Since then, I've been a huge fan of the Shayne and Gardiner oeuvre, and their smart, well-written books and blog have also led me to other fantastic knitting godmothers, like Ms Righetti, Ms. Zimmermann, and Ms. Starmore.
Funny thing, though, I haven't knit many of their patterns. I've done baby kimonos and ballband dishcloths, and that's it. Until--
The Log Cabin.
Log Cabining, as Kay calls it, is less a pattern and more a lifestyle. It's zen knitting at its best; knit back and forth, make stripes wider or thinner, follow your cabin-y bliss. (Those Moderne Baby Blankets that some people seem to make by the truckload are the love child of Log Cabin and Mondrian.)
Here is mine--over a year in the making (non-monogamous, of course), many many shades of worsted wool on size 8 needles, 9-ridge garter stripes, around and around and around until I felt done.
(National Geographic for scale. The seemingly-semi-annual King Tut issue. Which was actually very interesting but made me laugh when I saw the cover. Circulation down much?)
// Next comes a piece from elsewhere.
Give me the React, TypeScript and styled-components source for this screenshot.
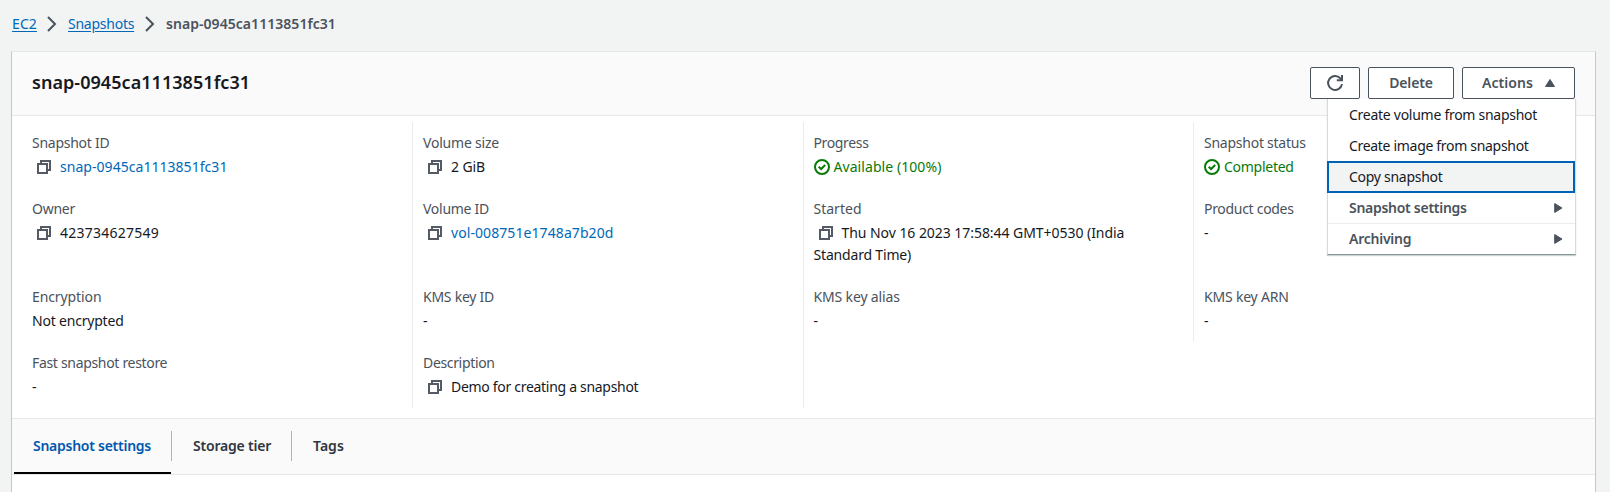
import React from 'react';
import styled, { createGlobalStyle, css } from 'styled-components';

const GlobalStyle = createGlobalStyle`
  *, *::before, *::after { box-sizing: border-box; }
  body {
    margin: 0;
    overflow: hidden;
    background: #f2f3f3;
    color: #16191f;
    font: 400 14px/22px "Noto Sans", "Open Sans", sans-serif;
  }
`;

const Page = styled.div`
  height: 492px;
  display: flex;
  flex-direction: column;
  padding: 0 14px 0 11px;
  overflow: hidden;
`;

const Text = styled.span<{ $track?: number }>`
  letter-spacing: ${(p) => p.$track ?? 0}px;
  white-space: nowrap;
`;

const Breadcrumbs = styled.nav`
  height: 51px;
  display: flex;
  align-items: flex-start;
  padding: 13px 0 0 1px;
`;

const Crumb = styled.a<{ $current?: boolean; $track: number; $width: number }>`
  width: ${(p) => p.$width}px;
  white-space: nowrap;
  letter-spacing: ${(p) => p.$track}px;
  ${(p) =>
    p.$current
      ? css`
          color: #4a525c;
          font-weight: 600;
        `
      : css`
          color: #0068b8;
          text-decoration: underline;
          text-underline-offset: 2px;
        `}
`;

const ChevronSlot = styled.span`
  display: flex;
  flex: none;
  width: 32px;
  padding: 3px 0 0 10px;
`;

const Panel = styled.main`
  flex: 1;
  display: flex;
  flex-direction: column;
  background: #fff;
  border: 1px solid #c3c8cb;
  border-top-color: #e6e8e8;
  border-bottom: 0;
`;

const PanelHeader = styled.header`
  height: 64px;
  flex: none;
  display: flex;
  justify-content: space-between;
  padding: 15px 20px 0 20px;
  background: #fafafa;
  border-bottom: 1px solid #e6e8e8;
`;

const Title = styled.h1`
  margin: 4px 0 0;
  font-size: 18px;
  line-height: 22px;
  font-weight: 600;
  letter-spacing: 0.05px;
`;

const ButtonRow = styled.div`
  display: flex;
  gap: 8px;
`;

const Button = styled.button<{ $width: number }>`
  width: ${(p) => p.$width}px;
  height: 32px;
  display: flex;
  align-items: center;
  justify-content: center;
  gap: 12px;
  padding: 0;
  border: 1px solid #4a535e;
  border-radius: 2px;
  background: #fff;
  color: #4a525c;
  font: inherit;
  font-weight: 600;
`;

const ActionsAnchor = styled.div`
  position: relative;
`;

const Menu = styled.ul`
  position: absolute;
  z-index: 2;
  top: 32px;
  right: -1px;
  width: 249px;
  margin: 0;
  padding: 0;
  list-style: none;
  background: #fff;
  border: 1px solid #d5dbdb;
  border-top: 0;
  border-bottom: 1px solid #879596;
  box-shadow: 0 1px 1px rgba(0, 28, 36, 0.2);
`;

const MenuItem = styled.li<{ $active?: boolean; $group?: boolean; $divided?: boolean }>`
  height: 31px;
  display: flex;
  align-items: center;
  justify-content: space-between;
  padding: 0 12px 0 21px;
  ${(p) =>
    p.$group &&
    css`
      color: #4a525c;
      font-weight: 600;
    `}
  ${(p) => p.$divided && 'border-top: 1px solid #eaeded;'}
  ${(p) =>
    p.$active &&
    css`
      height: 32px;
      margin: 0 0 -1px -1px;
      padding-left: 22px;
      background: #f2f3f3;
      box-shadow: inset 0 0 0 2px #0062b6;
    `}
`;

const Details = styled.section`
  flex: none;
  display: grid;
  grid-template-columns: repeat(4, 390.5px);
  padding: 6px 0 10px 10.5px;
`;

const Cell = styled.div<{ $ruled: boolean; $first: boolean }>`
  padding: 10px 10px 10px ${(p) => (p.$first ? 9.5 : 10)}px;
  border-right: 1px solid ${(p) => (p.$ruled ? '#eaeded' : 'transparent')};
`;

const Label = styled.div`
  color: #4a525c;
  margin-bottom: 2px;
`;

const Value = styled.div<{ $tone?: 'link' | 'success' }>`
  color: ${(p) => (p.$tone === 'link' ? '#0068b8' : p.$tone === 'success' ? '#087a08' : 'inherit')};
`;

const CopySvg = styled.svg`
  display: inline-block;
  vertical-align: -2px;
  margin: 0 9px 0 5px;
`;

const CheckSvg = styled.svg`
  display: inline-block;
  vertical-align: -3px;
  margin-right: 4px;
`;

const Tabs = styled.nav`
  flex: none;
  height: 57px;
  display: flex;
  padding-left: 2px;
  background: #fafafa;
  border-top: 1px solid #e6e8e8;
  border-bottom: 1px solid #e6e8e8;
`;

const Tab = styled.a<{ $active?: boolean; $width: number }>`
  width: ${(p) => p.$width}px;
  display: flex;
  flex-direction: column;
  padding-top: 12px;
  font-weight: 600;
  color: ${(p) => (p.$active ? '#0058b0' : '#2f363f')};
  border-bottom: 2px solid ${(p) => (p.$active ? '#000' : 'transparent')};
`;

const TabLabel = styled.span<{ $inset: number }>`
  height: 30px;
  display: flex;
  align-items: center;
  padding-left: ${(p) => p.$inset}px;
`;

const TabDivider = styled.span`
  flex: none;
  width: 1px;
  height: 30px;
  margin-top: 12px;
  background: #aab7b8;
`;

const Chevron = () => (
  <ChevronSlot>
    <svg width="11" height="16" viewBox="0 0 11 16" fill="none" stroke="#4a525c" strokeWidth="2">
      <path d="M2 1 9 8 2 15" />
    </svg>
  </ChevronSlot>
);

const CopyIcon = () => (
  <CopySvg width="14" height="14" viewBox="0 0 14 14" fill="none" stroke="#545b64" strokeWidth="2">
    <path d="M1 4h9v9H1z" />
    <path d="M4 4V1h9v9h-3" />
  </CopySvg>
);

const CheckIcon = () => (
  <CheckSvg width="16" height="16" viewBox="0 0 16 16" fill="none" stroke="#087a08" strokeWidth="2">
    <circle cx="8" cy="8" r="7" />
    <path d="m4.7 7.7 2.4 2.3 4.1-4" />
  </CheckSvg>
);

const RefreshIcon = () => (
  <svg width="18" height="18" viewBox="0 0 18 18" fill="none" stroke="#4a525c" strokeWidth="2">
    <path d="M16 10.2A7 7 0 1 1 14.4 4.4L15.6 6" />
    <path d="M16 1v5.2h-5.2" />
  </svg>
);

const CaretUp = () => (
  <svg width="10" height="8" viewBox="0 0 10 8" fill="#4a525c" stroke="#4a525c" strokeLinejoin="round">
    <path d="M5 .5 9.5 7.5H.5z" />
  </svg>
);

const CaretRight = () => (
  <svg width="9" height="10" viewBox="0 0 9 10" fill="#4a525c" stroke="#4a525c" strokeLinejoin="round">
    <path d="M.7.6 8 5 .7 9.4z" />
  </svg>
);

type Detail = {
  label: string;
  labelTrack: number;
  lines: [string, number][];
  icon?: 'copy' | 'check';
  tone?: 'link' | 'success';
};

const details: Detail[] = [
  { label: 'Snapshot ID', labelTrack: -0.26, lines: [['snap-0945ca1113851fc31', 0.04]], icon: 'copy', tone: 'link' },
  { label: 'Volume size', labelTrack: -0.21, lines: [['2 GiB', -0.11]], icon: 'copy' },
  { label: 'Progress', labelTrack: -0.36, lines: [['Available (100%)', 0.07]], icon: 'check', tone: 'success' },
  { label: 'Snapshot status', labelTrack: -0.25, lines: [['Completed', -0.27]], icon: 'check', tone: 'success' },
  { label: 'Owner', labelTrack: -0.25, lines: [['423734627549', 0.24]], icon: 'copy' },
  { label: 'Volume ID', labelTrack: -0.27, lines: [['vol-008751e1748a7b20d', 0.08]], icon: 'copy', tone: 'link' },
  {
    label: 'Started',
    labelTrack: 0.01,
    lines: [
      ['Thu Nov 16 2023 17:58:44 GMT+0530 (India', -0.05],
      ['Standard Time)', -0.18],
    ],
    icon: 'copy',
  },
  { label: 'Product codes', labelTrack: -0.3, lines: [['-', 0]] },
  { label: 'Encryption', labelTrack: -0.1, lines: [['Not encrypted', -0.2]] },
  { label: 'KMS key ID', labelTrack: -0.25, lines: [['-', 0]] },
  { label: 'KMS key alias', labelTrack: -0.15, lines: [['-', 0]] },
  { label: 'KMS key ARN', labelTrack: -0.2, lines: [['-', 0]] },
  { label: 'Fast snapshot restore', labelTrack: -0.32, lines: [['-', 0]] },
  { label: 'Description', labelTrack: -0.34, lines: [['Demo for creating a snapshot', -0.3]], icon: 'copy' },
];

export default function App() {
  return (
    <Page>
      <GlobalStyle />
      <Breadcrumbs>
        <Crumb $width={24} $track={0.1}>EC2</Crumb>
        <Chevron />
        <Crumb $width={66} $track={-0.25}>Snapshots</Crumb>
        <Chevron />
        <Crumb $width={170} $track={0.05} $current>snap-0945ca1113851fc31</Crumb>
      </Breadcrumbs>
      <Panel>
        <PanelHeader>
          <Title>snap-0945ca1113851fc31</Title>
          <ButtonRow>
            <Button $width={50} aria-label="Refresh"><RefreshIcon /></Button>
            <Button $width={86}><Text $track={-0.17}>Delete</Text></Button>
            <ActionsAnchor>
              <Button $width={113}>
                <Text $track={0.06}>Actions</Text>
                <CaretUp />
              </Button>
              <Menu>
                <MenuItem><Text $track={-0.27}>Create volume from snapshot</Text></MenuItem>
                <MenuItem><Text $track={-0.31}>Create image from snapshot</Text></MenuItem>
                <MenuItem $active><Text $track={-0.28}>Copy snapshot</Text></MenuItem>
                <MenuItem $group><Text $track={-0.28}>Snapshot settings</Text><CaretRight /></MenuItem>
                <MenuItem $group $divided><Text $track={-0.24}>Archiving</Text><CaretRight /></MenuItem>
              </Menu>
            </ActionsAnchor>
          </ButtonRow>
        </PanelHeader>
        <Details>
          {details.map((d, i) => (
            <Cell key={d.label} $ruled={i % 4 !== 3} $first={i % 4 === 0}>
              <Label><Text $track={d.labelTrack}>{d.label}</Text></Label>
              {d.lines.map(([line, track], n) => (
                <Value key={line} $tone={d.tone}>
                  {n === 0 && d.icon === 'copy' && <CopyIcon />}
                  {n === 0 && d.icon === 'check' && <CheckIcon />}
                  <Text $track={track}>{line}</Text>
                </Value>
              ))}
            </Cell>
          ))}
        </Details>
        <Tabs>
          <Tab $width={157} $active><TabLabel $inset={19}><Text $track={-0.26}>Snapshot settings</Text></TabLabel></Tab>
          <TabDivider />
          <Tab $width={119}><TabLabel $inset={21}><Text $track={-0.2}>Storage tier</Text></TabLabel></Tab>
          <TabDivider />
          <Tab $width={70}><TabLabel $inset={21}><Text $track={0.04}>Tags</Text></TabLabel></Tab>
        </Tabs>
      </Panel>
    </Page>
  );
}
I started this project a year ago June and worked on it on and off until a week or so ago. I wish my photos did the colors more justice--i'll have to try again--because they are just every shade of lovely in my life. Peacock, olive, royal purple, leaf, denim, charcoal, black and more on the cool side; flame, tangerine, spice, traffic cone, mustard, burgundy, sunshine, and toast on the warm side. Some from stash, some left over from patterns, some from the rest of my Aunt Iva yarn, some purchased just because I couldn't resist. Most solid, some heathered, one marled, one tweed. Cascade 220, nameless worsted wool, Paton's classic, and even some leftover Dream in Color Classy and Artyarns Supermerino.
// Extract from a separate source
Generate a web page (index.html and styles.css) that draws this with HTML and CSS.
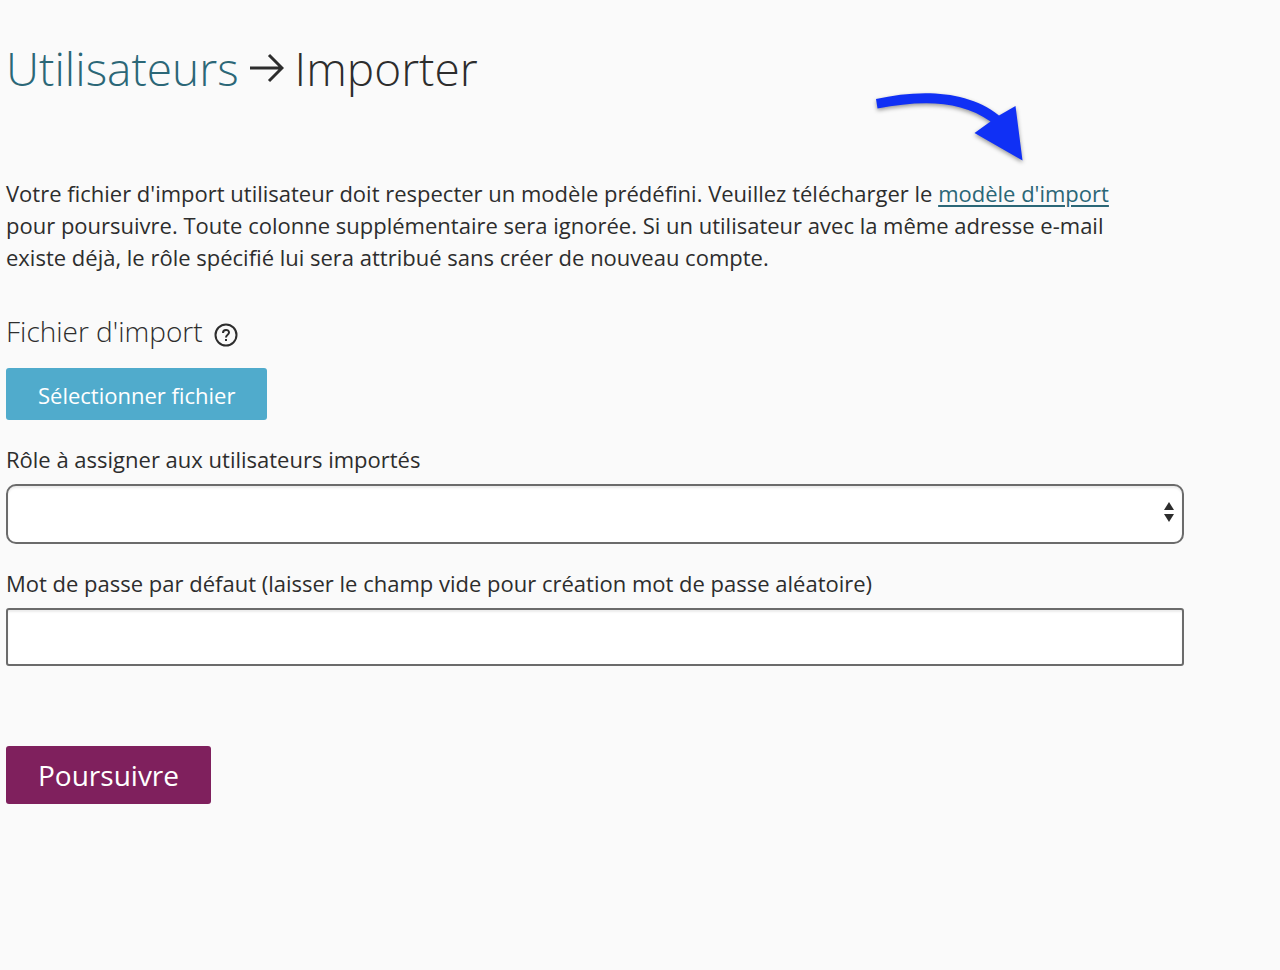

I love the way the colors play with and off of each other. Combinations I never would have expected to love ended up giving me happy little fits of infatuation: olive and peacock; blue-green and denim blue; sunshine yellow and almost-purple, burgundy and spice.
The knitting in this sucker is so straightforward it's almost like breathing, but there were a few technique references that helped me make it the best blanket it could be.
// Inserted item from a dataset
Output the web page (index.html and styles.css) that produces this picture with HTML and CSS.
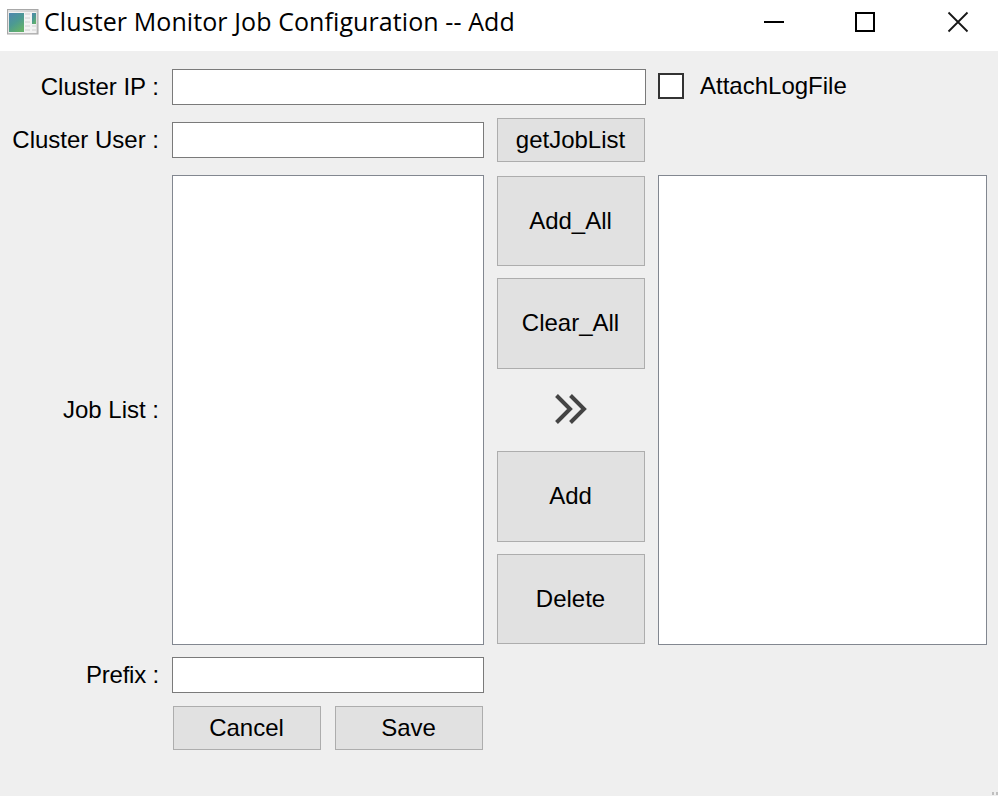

First off, I had trouble picking up stitches along the sides and tops of the garter stripes, and the first few strips had yucky ridges running along the back. I knew from discussion on the Mason-Dixon KAL that some knitters were just leaving their stitches live on holders, but I didn't want to deal with huge long pieces of waste yarn or tons of holders, especially because I wanted this to be pretty good-sized; plus, I felt like the bound-off strips would give more structure and stability, make it feel more quilt-like.
Fate stepped in just a few weeks after I started the project when the Yarn Harlot posted here about her method for picking up in garter stitch; one outstanding tutorial later I was off and running with a blanket where I like the back almost as much as the front.
So life went on well for a year or so, and then I came to the border, running into the challenge of a garter stitch border in-the-round. Why break that streak of all that lovely knit stitch with a bunch of purling???
Again, with the fate. Fleegle's tutorial for No-Purl Garter In the Round proved just the thing.
The border was a bit dicey with such a big blanket -- it didn't fit comfortably on even my longest circs, so I ended up with splitting the live stitches between two 40" circs around and then using a third 40" as the working needle, kind of like REALLY BIG DPNs.
The only thing I'd do differently if I did the border again would be to use YO increases (as in Fleegle's tutorial) rather than the raised increases I used--with black yarn I had a hard time seeing and marking the increase lines clearly and so two of my corners are kind of messed up. (In the sort of no-one-will-notice-but-me-but-it-still-bugs-me way.)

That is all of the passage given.